Source data —
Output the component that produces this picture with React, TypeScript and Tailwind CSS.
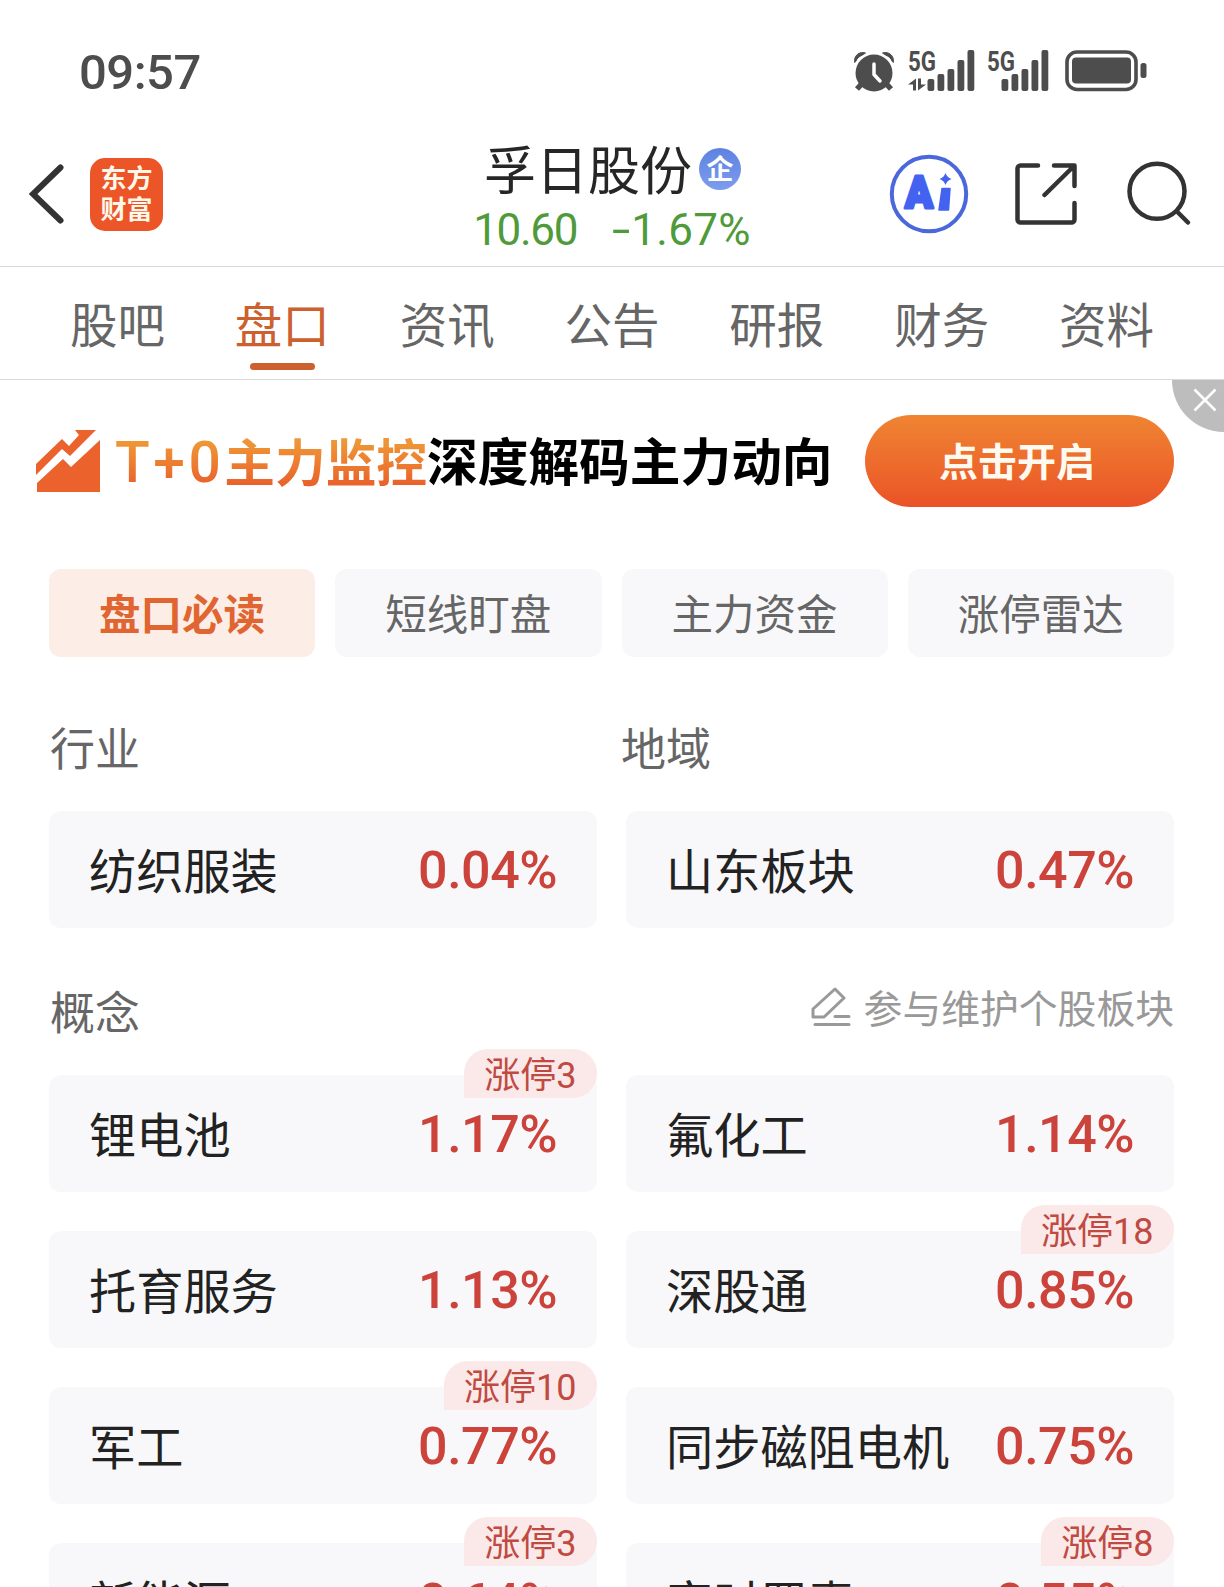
import type { ReactNode } from 'react';

type Sector = { name: string; change: string; limitUp?: number };

const TABS = ['股吧', '盘口', '资讯', '公告', '研报', '财务', '资料'];
const CHIPS = ['盘口必读', '短线盯盘', '主力资金', '涨停雷达'];

const CONCEPTS: Sector[] = [
  { name: '锂电池', change: '1.17%', limitUp: 3 },
  { name: '氟化工', change: '1.14%' },
  { name: '托育服务', change: '1.13%' },
  { name: '深股通', change: '0.85%', limitUp: 18 },
  { name: '军工', change: '0.77%', limitUp: 10 },
  { name: '同步磁阻电机', change: '0.75%' },
  { name: '新能源', change: '0.64%', limitUp: 3 },
  { name: '富时罗素', change: '0.55%', limitUp: 8 },
];

function AlarmIcon() {
  return (
    <svg width="42" height="42" viewBox="0 0 42 42" fill="none">
      <path d="M1.700 12.500C.5 6 6 1 12.500 3L9 5.200C6 6.500 4 8.500 3 11Z M40.300 12.500C41.500 6 36 1 29.500 3L33 5.200C36 6.500 38 8.500 39 11Z" fill="#4d4d4d" stroke="#4d4d4d" strokeLinejoin="round" />
      <circle cx="21" cy="23" r="18.500" fill="#4d4d4d" />
      <path d="M9 33.500l-5 5.500M33 33.500l5 5.500" stroke="#4d4d4d" strokeWidth="5.500" />
      <path d="M21 14v10.500l6 6.500" stroke="#fff" strokeWidth="3.500" strokeLinecap="round" strokeLinejoin="round" />
    </svg>
  );
}

const BARS = [29, 24, 19, 10, 0];

function SignalIcon({ offset, width, arrows }: { offset: number; width: number; arrows?: boolean }) {
  return (
    <svg className="overflow-visible" width={width} height="42" viewBox={`0 0 ${width} 42`} fill="#4d4d4d">
      <text x="0" y="20.500" fontSize="27" fontWeight="700" fontFamily="Roboto, sans-serif" textLength="28" lengthAdjust="spacingAndGlyphs">5G</text>
      {BARS.map((top, i) => (
        <rect key={top} x={offset + i * 10} y={top} width="6.800" height={41 - top} rx="2" />
      ))}
      {arrows && <path d="M8 28.500v12H5v-6H0zM10 28.500h3v6h5L10 40.500z" />}
    </svg>
  );
}

function BatteryIcon() {
  return (
    <svg width="82" height="42" viewBox="0 0 82 42" fill="none">
      <rect x="2" y="2" width="69" height="37.500" rx="10" stroke="#4d4d4d" strokeWidth="3.600" />
      <rect x="7" y="7.500" width="59" height="26" rx="4" fill="#4d4d4d" />
      <rect x="75.500" y="13" width="6" height="15" rx="2.500" fill="#4d4d4d" />
    </svg>
  );
}

function StatusBar() {
  return (
    <div className="flex h-[130px] items-center justify-between pl-[79px] pr-[77px] pt-[12px]">
      <span className="pt-[2px] text-[49px] font-medium leading-none tracking-[-0.500px] text-[#4d4d4d]">09:57</span>
      <div className="flex items-center">
        <AlarmIcon />
        <div className="ml-[13px] flex items-center gap-[12px]">
          <SignalIcon offset={19.5} width={67} arrows />
          <SignalIcon offset={14.5} width={61} />
        </div>
        <div className="ml-[17px]"><BatteryIcon /></div>
      </div>
    </div>
  );
}

function Header() {
  return (
    <header className="grid h-[137px] grid-cols-[1fr_auto_1fr] items-center border-b border-[#d9d9d9] pl-[29px] pr-[32px]">
      <div className="flex items-center gap-[26px] pb-[8px]">
        <svg width="35" height="60" viewBox="0 0 35 60" fill="none" stroke="#333" strokeWidth="6" strokeLinecap="round">
          <path d="M31.500 3.500L4 30L31.500 56.500" />
        </svg>
        <div className="flex h-[73px] w-[73px] flex-col items-center justify-center rounded-[15px] bg-[#eb5528] pt-[2px] text-[26px] font-bold leading-[31px] text-[#fff8e8]">
          <span>东方</span>
          <span>财富</span>
        </div>
      </div>

      <div className="flex flex-col items-center pt-[2px]">
        <div className="flex items-center gap-[7px] pl-[4px] text-[52px] text-[#262626]">
          <span className="pt-[7px] leading-[55px]">孚日股份</span>
          <span className="flex h-[42px] w-[42px] items-center justify-center rounded-full bg-gradient-to-b from-[#5d82e2] to-[#7d9cec] pt-[2px] text-[27px] font-bold leading-none text-white">企</span>
        </div>
        <div className="flex gap-[38px] pl-[3px] text-[44px] leading-[60px] text-[#4f9a3a]">
          <span className="tracking-[-1.300px]">10.60</span>
          <span><span className="mr-[4px] inline-block scale-x-150">-</span><span className="tracking-[0.300px]">1.67%</span></span>
        </div>
      </div>

      <div className="flex items-center justify-end pb-[8px]">
        <svg width="80" height="80" viewBox="0 0 80 80" fill="none">
          <circle cx="40" cy="40" r="37.200" stroke="#4a67dc" strokeWidth="4" />
          <text x="16" y="53.500" fontSize="44" fontWeight="900" fontFamily="Roboto, sans-serif" fill="#4362f0" stroke="#4362f0" strokeWidth="3" strokeLinejoin="round" textLength="28" lengthAdjust="spacingAndGlyphs">A</text>
          <path d="M53 34.500h8l-1.500 21.500h-9.500z" fill="#4362f0" stroke="#4362f0" strokeWidth="1.500" strokeLinejoin="round" />
          <path d="M56.500 19q1.500 4.500 6 6q-4.500 1.500-6 6q-1.500-4.500-6-6q4.500-1.500 6-6z" fill="#4362f0" />
        </svg>
        <svg className="ml-[45px]" width="64" height="64" viewBox="0 0 64 64" fill="none" stroke="#333" strokeWidth="4.500" strokeLinecap="round" strokeLinejoin="round">
          <path d="M24 3.500H6.500a3 3 0 0 0-3 3v51a3 3 0 0 0 3 3h51a3 3 0 0 0 3-3V41M40 3.500h20.500V24M60 4L30.500 33" />
        </svg>
        <svg className="ml-[48px]" width="66" height="66" viewBox="0 0 66 66" fill="none" stroke="#333" strokeWidth="4.500" strokeLinecap="round">
          <circle cx="31" cy="30.300" r="27.500" />
          <path d="M51 50.500L62 61.500" />
        </svg>
      </div>
    </header>
  );
}

function Tabs() {
  return (
    <nav className="flex h-[113px] border-b border-[#d9d9d9] px-[35px]">
      {TABS.map(tab => {
        const active = tab === '盘口';
        return (
          <div key={tab} className={`flex flex-1 flex-col items-center pt-[25px] text-[47.500px] leading-[70px] ${active ? 'text-[#cc612f]' : 'text-[#666]'}`}>
            {tab}
            {active && <span className="mt-[1px] h-[7px] w-[65px] rounded-full bg-[#cc612f]" />}
          </div>
        );
      })}
    </nav>
  );
}

function Banner() {
  return (
    <section className="relative flex h-[162px] items-center pl-[36px] pr-[50px]">
      <svg width="65" height="64" viewBox="0 0 65 64" fill="#eb622c">
        <path d="M0 35L26 10L33 17L43 6L39 1H60L34 27L26 20L0 46Z" />
        <path d="M64 11V63H1V54L27 30L35 38Z" />
      </svg>
      <div className="ml-[14px] flex items-center whitespace-nowrap pt-[5px] text-[50.700px] font-bold leading-[70px]">
        <span className="bg-gradient-to-b from-[#ee9636] from-20% to-[#e9602b] to-80% bg-clip-text text-transparent">
          <span className="text-[57px] font-medium tracking-[3.500px]">T+0</span>主力监控
        </span>
        <span className="text-black">深度解码主力动向</span>
      </div>
      <button className="ml-auto h-[92px] w-[309px] rounded-full bg-gradient-to-b from-[#ef8432] to-[#ea5227] pr-[5px] pt-[4px] text-[39px] font-bold text-[#fffaf0]">点击开启</button>
      <div className="absolute right-0 top-0 flex h-[52px] w-[52px] items-center justify-center rounded-bl-full bg-[#bdbdbd] pl-[13px] pb-[13px]">
        <svg width="24" height="24" viewBox="0 0 24 24" stroke="#fff" strokeWidth="2.500"><path d="M1.500 1.500l21 21M22.500 1.500l-21 21" /></svg>
      </div>
    </section>
  );
}

function SectionLabel({ children }: { children: ReactNode }) {
  return <h2 className="pl-px text-[45px] leading-[60px] text-[#666]">{children}</h2>;
}

function SectorCard({ sector }: { sector: Sector }) {
  return (
    <div className="relative flex h-[117px] items-center justify-between rounded-xl bg-[#f8f8fa] px-[40px]">
      <span className="pt-[6px] text-[47.200px] leading-[70px] text-[#222]">{sector.name}</span>
      <span className="pt-[3px] text-[52px] font-medium leading-[70px] tracking-[-0.500px] text-[#cc433b]">{sector.change}</span>
      {sector.limitUp && (
        <span className="absolute -top-[26px] right-0 h-[49px] rounded-t-[24px] rounded-br-[24px] bg-[#fae9e8] px-[20.500px] text-[36px] leading-[54px] text-[#c04a42]">
          涨停{sector.limitUp}
        </span>
      )}
    </div>
  );
}

export default function App() {
  return (
    <div className="h-[1587px] w-[1224px] overflow-hidden bg-white font-['Roboto','Noto_Sans_CJK_SC',sans-serif]">
      <StatusBar />
      <Header />
      <Tabs />
      <Banner />

      <main className="pl-[49px] pr-[50px] pt-[27px]">
        <div className="grid grid-cols-4 gap-5">
          {CHIPS.map((chip, i) => (
            <div key={chip} className={`h-[88px] rounded-xl text-center text-[41.500px] leading-[93px] ${i === 0 ? 'bg-[#fcede6] font-bold text-[#e06530]' : 'bg-[#f8f8fa] text-[#666]'}`}>
              {chip}
            </div>
          ))}
        </div>

        <div className="mt-[64px] grid grid-cols-2 gap-x-[17px]">
          <SectionLabel>行业</SectionLabel>
          <SectionLabel>地域</SectionLabel>
        </div>
        <div className="mt-[30px] grid grid-cols-2 gap-x-[29px]">
          <SectorCard sector={{ name: '纺织服装', change: '0.04%' }} />
          <SectorCard sector={{ name: '山东板块', change: '0.47%' }} />
        </div>

        <div className="mt-[57px] flex h-[60px] items-center justify-between">
          <SectionLabel>概念</SectionLabel>
          <div className="flex items-center gap-[13px] pb-[15px] text-[38.800px] leading-none text-[#999]">
            <svg width="40" height="40" viewBox="0 0 40 40" fill="none" stroke="#999" strokeWidth="3" strokeLinecap="round" strokeLinejoin="round">
              <path d="M2 22L24 2L33 11L13 30H2ZM24 29.500H38M4 37.500H38" />
            </svg>
            <span className="pt-[6px]">参与维护个股板块</span>
          </div>
        </div>
        <div className="mt-[30px] grid grid-cols-2 gap-x-[29px] gap-y-[39px]">
          {CONCEPTS.map(sector => <SectorCard key={sector.name} sector={sector} />)}
        </div>
      </main>
    </div>
  );
}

What is being asked — Pictures are excluded: retype only the lines from the beginning of the listing above through the line with "const CHIPS = ['盘口必读', '短线盯盘', '主力资金', '涨停雷达'];", both included.

Solution for this exercise —
Output the component that produces this picture with React, TypeScript and Tailwind CSS.
import type { ReactNode } from 'react';

type Sector = { name: string; change: string; limitUp?: number };

const TABS = ['股吧', '盘口', '资讯', '公告', '研报', '财务', '资料'];
const CHIPS = ['盘口必读', '短线盯盘', '主力资金', '涨停雷达'];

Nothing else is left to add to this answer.